The Anatomy of a Large-Scale Hypertextual Web Search Engine presents Google's PageRank algorithm which counts the number and quality of links to a page to determine a rough estimate of how important the website is . Understandably, I'm not the only one to apply it to citation graphs, e.g. The Pagerank-Index: Going beyond Citation Counts in Quantifying Scientific Impact of Researchers . However, I'm interested in finding interesting papers, not scholars.

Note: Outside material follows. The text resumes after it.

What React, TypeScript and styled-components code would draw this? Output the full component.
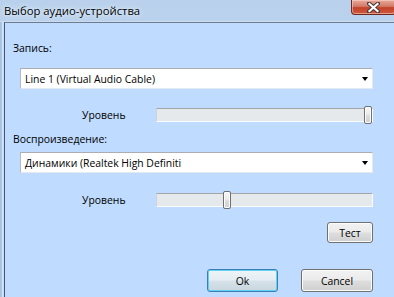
import styled, { createGlobalStyle } from "styled-components";

const GlobalStyle = createGlobalStyle`
  html, body {
    margin: 0;
    padding: 0;
    background: #bfdbff;
  }
  * {
    box-sizing: border-box;
  }
`;

const FONT = `"Open Sans", "Noto Sans", "Liberation Sans", sans-serif`;

const Window = styled.div`
  width: 394px;
  height: 297px;
  display: flex;
  flex-direction: column;
  overflow: hidden;
  background: linear-gradient(to bottom, #b9d1ec 0%, #c4daf1 100%);
  font-family: ${FONT};
`;

const TitleBar = styled.div`
  height: 22px;
  display: flex;
  justify-content: space-between;
  align-items: flex-start;
  border-bottom: 1px solid #c9dcf0;
`;

const Title = styled.div`
  margin: 3px 0 0 4px;
  font-size: 11.3px;
  line-height: 15px;
  color: #000;
  text-shadow: 0 0 6px #e8f2fc, 0 0 3px #e8f2fc;
`;

const CloseButton = styled.div`
  width: 45px;
  height: 15px;
  margin-right: -2px;
  display: flex;
  align-items: center;
  justify-content: center;
  border: 1px solid #6b2a22;
  border-top: none;
  border-radius: 0 0 4px 4px;
  background: linear-gradient(
    to bottom,
    #e9a99c 0%,
    #d47a68 45%,
    #c1412a 55%,
    #cf5a3c 100%
  );
  box-shadow: inset 0 0 0 1px rgba(255, 220, 210, 0.5);
`;

const Body = styled.div`
  flex: 1;
  display: flex;
`;

const FrameEdge = styled.div`
  width: 4px;
  flex-shrink: 0;
  background: linear-gradient(to right, #a5c2e4 0%, #a9c6e6 45%, #d3e5f8 55%, #c5dbf3 100%);
`;

const Client = styled.div`
  flex: 1;
  min-width: 0;
  display: flex;
  flex-direction: column;
  background: #bfdbff;
  border-left: 1px solid #44566f;
  border-top: 1px solid #6d7c8e;
  padding: 18px 21px 0 8px;
  font-size: 10.4px;
  color: #000;
`;

const GroupLabel = styled.div<{ $top: number }>`
  margin-top: ${(p) => p.$top}px;
  line-height: 14px;
  height: 14px;
`;

const Combo = styled.div<{ $top: number }>`
  margin: ${(p) => p.$top}px 0 0 7px;
  height: 21px;
  display: flex;
  align-items: center;
  justify-content: space-between;
  padding: 0 4px 0 4px;
  background: #fff;
  border: 1px solid;
  border-color: #abadb3 #e3e9ef #e3e9ef #b5bac2;
  line-height: 14px;
`;

const Arrow = styled.span`
  width: 0;
  height: 0;
  border-left: 3.5px solid transparent;
  border-right: 3.5px solid transparent;
  border-top: 4px solid #000;
`;

const SliderRow = styled.div<{ $top: number }>`
  margin: ${(p) => p.$top}px 0 0 7px;
  height: 18px;
  display: flex;
  align-items: center;
`;

const SliderLabel = styled.div`
  margin-left: 62px;
  width: 74px;
  line-height: 14px;
`;

const Track = styled.div`
  position: relative;
  width: 217px;
  height: 14px;
  background: #e6e9eb;
  border-top: 1px solid #a3a6a9;
  border-left: 1px solid #d0d3d6;
  border-bottom: 1px solid #fafcfe;
  border-right: 1px solid #fafcfe;
`;

const Thumb = styled.div<{ $pos: number }>`
  position: absolute;
  top: -3px;
  left: ${(p) => p.$pos}px;
  width: 8px;
  height: 18px;
  border: 1px solid #707070;
  border-radius: 2px;
  background: linear-gradient(to bottom, #f7f7f7 0%, #ececec 45%, #dcdcdc 55%, #d0d0d0 100%);
  box-shadow: inset 0 0 0 1px #fcfcfc;
`;

const ButtonRow = styled.div<{ $top: number }>`
  margin-top: ${(p) => p.$top}px;
  display: flex;
  justify-content: flex-end;
  gap: 23px;
`;

const Button = styled.div<{ $w: number; $h: number; $default?: boolean }>`
  width: ${(p) => p.$w}px;
  height: ${(p) => p.$h}px;
  display: flex;
  align-items: center;
  justify-content: center;
  border: 1px solid ${(p) => (p.$default ? "#3c7fb1" : "#707070")};
  border-radius: 3px;
  background: ${(p) =>
    p.$default
      ? "linear-gradient(to bottom, #eef4f8 0%, #e6eef3 45%, #d6e1e8 55%, #c9d6de 100%)"
      : "linear-gradient(to bottom, #f2f2f2 0%, #ebebeb 45%, #dddddd 55%, #cfcfcf 100%)"};
  box-shadow: inset 0 0 0 1px ${(p) => (p.$default ? "#5fd1f5" : "#fcfcfc")};
  line-height: 14px;
`;

const Slider = ({ top, value }: { top: number; value: number }) => (
  <SliderRow $top={top}>
    <SliderLabel>Уровень</SliderLabel>
    <Track>
      <Thumb $pos={Math.round(value * 207)} />
    </Track>
  </SliderRow>
);

const CloseIcon = () => (
  <svg width="13" height="11" viewBox="0 0 13 11">
    <path
      d="M2 1.5 L11 9.5 M11 1.5 L2 9.5"
      stroke="#4a3a3a"
      strokeWidth="4"
      strokeLinecap="square"
    />
    <path
      d="M2.5 2 L10.5 9 M10.5 2 L2.5 9"
      stroke="#fff"
      strokeWidth="2.2"
      strokeLinecap="square"
    />
  </svg>
);

export default function App() {
  return (
    <>
      <GlobalStyle />
      <Window>
        <TitleBar>
          <Title>Выбор аудио-устройства</Title>
          <CloseButton>
            <CloseIcon />
          </CloseButton>
        </TitleBar>
        <Body>
          <FrameEdge />
          <Client>
            <GroupLabel $top={0}>Запись:</GroupLabel>
            <Combo $top={13}>
              <span>Line 1 (Virtual Audio Cable)</span>
              <Arrow />
            </Combo>
            <Slider top={17} value={1} />
            <GroupLabel $top={8}>Воспроизведение:</GroupLabel>
            <Combo $top={6}>
              <span>Динамики (Realtek High Definiti</span>
              <Arrow />
            </Combo>
            <Slider top={18} value={0.32} />
            <ButtonRow $top={13}>
              <Button $w={46} $h={21}>
                Тест
              </Button>
            </ButtonRow>
            <ButtonRow $top={26}>
              <Button $w={71} $h={23} $default>
                Ok
              </Button>
              <Button $w={72} $h={23}>
                Cancel
              </Button>
            </ButtonRow>
          </Client>
        </Body>
      </Window>
    </>
  );
}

NetworkX provides a good implementation of PageRank in Python, so I used that instead. To save on computational resources, I only considered publications that had either had \(\ge 100\) citations, or were cited by papers that had had \(\ge 100\) citations. Here are the results:

# Citations Title Year Format
73,362 Genetic Algorithms in Search, Optimization and Machine Learning 1989
13,227 The Design and Analysis of Computer Algorithms 1974
6,589 Probabilistic Reasoning in Intelligent Systems: Networks of Plausible Inference 1988
11,580 Reducibility among Combinatorial Problems 2010
21,256 Snakes: Active Contour Models 1988
17,064 New Directions in Cryptography 1976
6,906 C4.5: Programs for Machine Learning 1993
42,508 Distinctive Image Features from Scale-Invariant Keypoints 2004
18,861 A Method for Obtaining Digital Signatures and Public-Key Cryptosystems 1978
20,878 Introduction to Modern Information Retrieval 1986

I think the ranking is worthwhile. I recognize some influential publications on the list, e.g. RSA encryption, Diffie-Hellman key exchange and causal probability. That said, this isn't a definitive ranking for there are different variations of PageRank. For instance, there is a damping factor, \(d\), which is the probability that at each paper, the reader will get bored and instead of following a citation, pick a paper at random. I used \(d = 0.85\) as it was used in the original PageRank algorithm. Given the assumptions I've made, providing the top 15 results does the ranking no justice. I have thus availed the top 3,000 publications out of the 3,079,007. I bet most of the gems lie somewhere in there.